While he makes it clear on which side of the fence his sympathies lies, with the final scene an emotionally-wrenching experience that will stay with you long after the film has ended, and some points are played out a little over-obviously, he is content for the greater part to let the story of Rudy, Paul and Marco, based on a series of true events, tell itself, relying particularly on Cummings impressive ability to play both larger-than-life and heartbreakingly intimate all at once.
Both Dillahunt, who is calm at the centre of this emotional storm, and Leyva, whose smile could light up a room and comes delightfully to life dancing expressively in one scene to “Don’t Leave Me This Way”, are also impressive.
Fine wisely realises that though there are significant societal issues at play here, Any Day Now is essentially a tale of what happens when three disparate individuals find a home and a family with each other, one that though it may not be conventionally recognised, is exactly what each of them need, and that they decide is very much worth fighting for.
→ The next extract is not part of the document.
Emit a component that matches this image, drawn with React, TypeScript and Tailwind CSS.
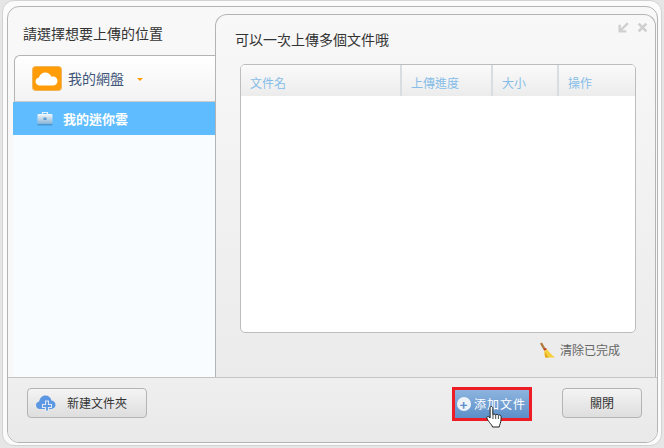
import React from 'react';

const font = { fontFamily: '"Noto Sans CJK TC", "Noto Sans CJK SC", sans-serif' };

const CloudIcon = () => (
  <svg width="30" height="25" viewBox="0 0 30 25">
    <rect x="0.5" y="0.5" width="29" height="24" rx="3" fill="#ff9c07" stroke="#f0b45c" />
    <path
      d="M8 19.5c-2.6 0-4.5-1.8-4.5-4 0-2 1.5-3.6 3.5-3.9.6-3 3.2-5 6.3-5 2.8 0 5.2 1.7 6 4.200 .6-.3 1.100-.4 1.800-.4 2.500 0 4.400 2 4.400 4.500s-1.900 4.600-4.400 4.600z"
      fill="#fff"
    />
  </svg>
);

const CaseIcon = () => (
  <svg width="16" height="15" viewBox="0 0 16 15">
    <defs>
      <linearGradient id="caseFill" x1="0" y1="0" x2="0" y2="1">
        <stop offset="0" stopColor="#f4f8fb" />
        <stop offset="1" stopColor="#86b3d6" />
      </linearGradient>
    </defs>
    <path d="M5.500 3V1.500h5V3" fill="none" stroke="#e8f2fa" strokeWidth="1.200" />
    <rect x="0.500" y="3" width="15" height="10" rx="1" fill="url(#caseFill)" />
    <rect x="0.500" y="13" width="15" height="1.500" fill="#4a96d4" />
    <rect x="6.500" y="6.500" width="3" height="2.500" fill="#5f9ccc" />
  </svg>
);

const CloudPlus = () => (
  <svg width="20" height="19" viewBox="0 0 20 19">
    <path
      d="M4 15C1.800 15 0 13.300 0 11.200 0 9.300 1.400 7.800 3.200 7.500 3.700 4.200 6 1.500 9.500 1.500c3 0 5.400 2 6 5 2.300.2 4 2 4 4.300 0 2.300-1.900 4.200-4.300 4.200z"
      fill="#5b97e2"
    />
    <path d="M11 6.500v11M6 12h10" stroke="#dfe9f5" strokeWidth="4" />
    <path d="M11 7.500v9M7 12h8" stroke="#5b97e2" strokeWidth="1.800" />
  </svg>
);

const Broom = () => (
  <svg width="17" height="17" viewBox="0 0 17 17">
    <path d="M1 1.500 3 .5l3.500 6-2 1.200z" fill="#b07a3c" />
    <path d="M4.500 7.500 7 6l1 1.300-2.700 1.500z" fill="#c8281e" />
    <path d="M5.500 8.800 8 7.300c2 2.700 4.500 5.500 8 8.200H6.500C5 13 5 11 5.500 8.800z" fill="#f5cf3c" />
    <path d="M6 15.500h4C8 13.500 7 11.500 6.500 10 6 12 6 14 6 15.500z" fill="#e5a820" />
  </svg>
);

const HandCursor = () => (
  <svg width="20" height="26" viewBox="0 0 20 26">
    <path
      d="M5 1.500c1 0 1.800.7 1.800 1.700v6.500c.3-.7 2.500-.8 2.800.2.400-.7 2.400-.7 2.800.4.500-.6 2.400-.4 2.600 1 .3 2.500 0 5-.8 7.200-.5 1.600-.9 2.700-1 3.500H6.500c-.4-1.500-1.500-2.800-3-4.500C2.500 16 1 14.300 .8 13c-.2-1.300 1.300-2 2.400-1l.9 1V3.200C4.100 2.200 4.200 1.500 5 1.500z"
      fill="#fff"
      stroke="#222"
      strokeWidth="1"
    />
    <path d="M7 10v4M9.700 10v4M12.400 10.500v3.500" stroke="#222" strokeWidth="0.800" />
  </svg>
);

const columns = [
  { label: '文件名', width: 'w-[159px]' },
  { label: '上傳進度', width: 'w-[91px]' },
  { label: '大小', width: 'w-[66px]' },
  { label: '操作', width: 'flex-1' },
];

export default function App() {
  return (
    <div className="w-[664px] h-[448px] bg-[#e6e6e6] overflow-hidden" style={font}>
      <div className="mx-[2px] h-[446px] w-[660px] rounded-[12px] border border-[#d2d2d2] bg-[#fbfbfb] pl-[4px] pt-[5px] pr-[2px] pb-[3px]">
        <div className="h-[437px] w-[651px] rounded-[12px] border border-[#b4b4b4] bg-[#f8f8f8] flex flex-col overflow-hidden">
          {/* top area */}
          <div className="h-[371px] flex border-b border-[#c4c4c4]">
            <div className="w-[207px] flex flex-col">
              <div className="h-[48px] pl-[15px] pt-[16px] text-[14px] leading-[20px] text-[#333333]">
                請選擇想要上傳的位置
              </div>
              <div className="ml-[6px] h-[47px] flex items-center rounded-tl-[6px] border-l border-t border-b border-l-[#b4b4b4] border-t-[#b4b4b4] border-b-[#cccccc] bg-gradient-to-b from-[#ffffff] to-[#f3f3f3] pl-[17px]">
                <CloudIcon />
                <span className="ml-[6px] text-[14px] text-[#3f5678]">我的網盤</span>
                <span className="ml-[13px] mt-[1px] w-0 h-0 border-x-[3px] border-t-[3px] border-x-transparent border-t-[#ff9c07]" />
              </div>
              <div className="ml-[5px] flex-1 bg-[#f8fcff]">
                <div className="h-[33px] bg-[#5fbdff] flex items-center pl-[24px]">
                  <CaseIcon />
                  <span className="ml-[10px] text-[13px] font-bold text-white">我的迷你雲</span>
                </div>
              </div>
            </div>
            <div className="relative mt-[7px] w-[441px] rounded-t-[12px] border-l border-t border-r border-[#b4b4b4] bg-gradient-to-b from-[#f8f8f8] to-[#ebebeb] flex flex-col">
              <div className="absolute right-[7px] top-[7px] flex items-center gap-[8px]">
                <svg width="11" height="11" viewBox="0 0 10 10">
                  <path d="M9 1 2.500 7.500M1.500 2.500v6h6" fill="none" stroke="#cfcfcf" strokeWidth="2.200" />
                </svg>
                <svg width="11" height="11" viewBox="0 0 10 10">
                  <path d="M1.500 1.500l7 7M8.500 1.500l-7 7" stroke="#cfcfcf" strokeWidth="2.400" />
                </svg>
              </div>
              <div className="pl-[19px] pt-[14px] text-[14px] leading-[20px] text-[#333333]">
                可以一次上傳多個文件哦
              </div>
              <div className="ml-[24px] mt-[15px] w-[396px] h-[269px] rounded-[5px] border border-[#bdbdbd] bg-white overflow-hidden">
                <div className="h-[31px] flex bg-gradient-to-b from-[#fafafa] to-[#ececec]">
                  {columns.map((col) => (
                    <div
                      key={col.label}
                      className={`${col.width} pl-[9px] first:pl-[9px] not-first:border-l-2 not-first:border-[#d8dde2] pt-[9px] text-[12px] leading-[18px] text-[#85bde8]`}
                    >
                      {col.label}
                    </div>
                  ))}
                </div>
              </div>
              <div className="mt-[8px] mr-[35px] flex items-center justify-end gap-[4px] text-[12px] leading-[18px] text-[#666666]">
                <Broom />
                <span>清除已完成</span>
              </div>
            </div>
          </div>

          {/* footer */}
          <div className="relative flex-1 bg-gradient-to-b from-[#efefef] to-[#e9e9e9] flex items-start pl-[19px] pr-[13px] pt-[10px]">
            <button className="w-[120px] h-[30px] rounded-[4px] border border-[#b4b4b4] bg-gradient-to-b from-[#f4f4f4] to-[#dedede] flex items-center pl-[8px] text-[12px] text-[#333333]">
              <CloudPlus />
              <span className="ml-[11px]">新建文件夾</span>
            </button>
            <button className="-mt-[1px] ml-[305px] w-[80px] h-[34px] border-[3px] border-[#ee1c25] bg-gradient-to-b from-[#8db4de] to-[#5c8fc9] flex items-center pl-[2px] text-[12px] text-white tracking-[1px]">
              <span className="w-[14px] h-[14px] rounded-full bg-[#eef3f9] text-[#5c8fc9] flex items-center justify-center text-[13px] font-bold leading-none">
                +
              </span>
              <span className="ml-[3px]">添加文件</span>
            </button>
            <button className="ml-[30px] w-[80px] h-[30px] rounded-[4px] border border-[#b4b4b4] bg-gradient-to-b from-[#f4f4f4] to-[#dedede] text-[12px] text-[#333333]">
              關閉
            </button>
            <div className="absolute left-[478px] top-[27px]">
              <HandCursor />
            </div>
          </div>
        </div>
      </div>
    </div>
  );
}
It is profoundly moving, intensely personal, and while some of the judges such as the one played by Alan Rachins are reduced to little more than cardboard cut out narrative devices, Any Day Now is, for the most part,an authentic, emotionally grounded, richly rewarding journey into the murky world where prejudice, policy and the real world meet, shining a light on one family’s attempt to demonstrate that morality make not be quite as clear cut as society often makes it out to be.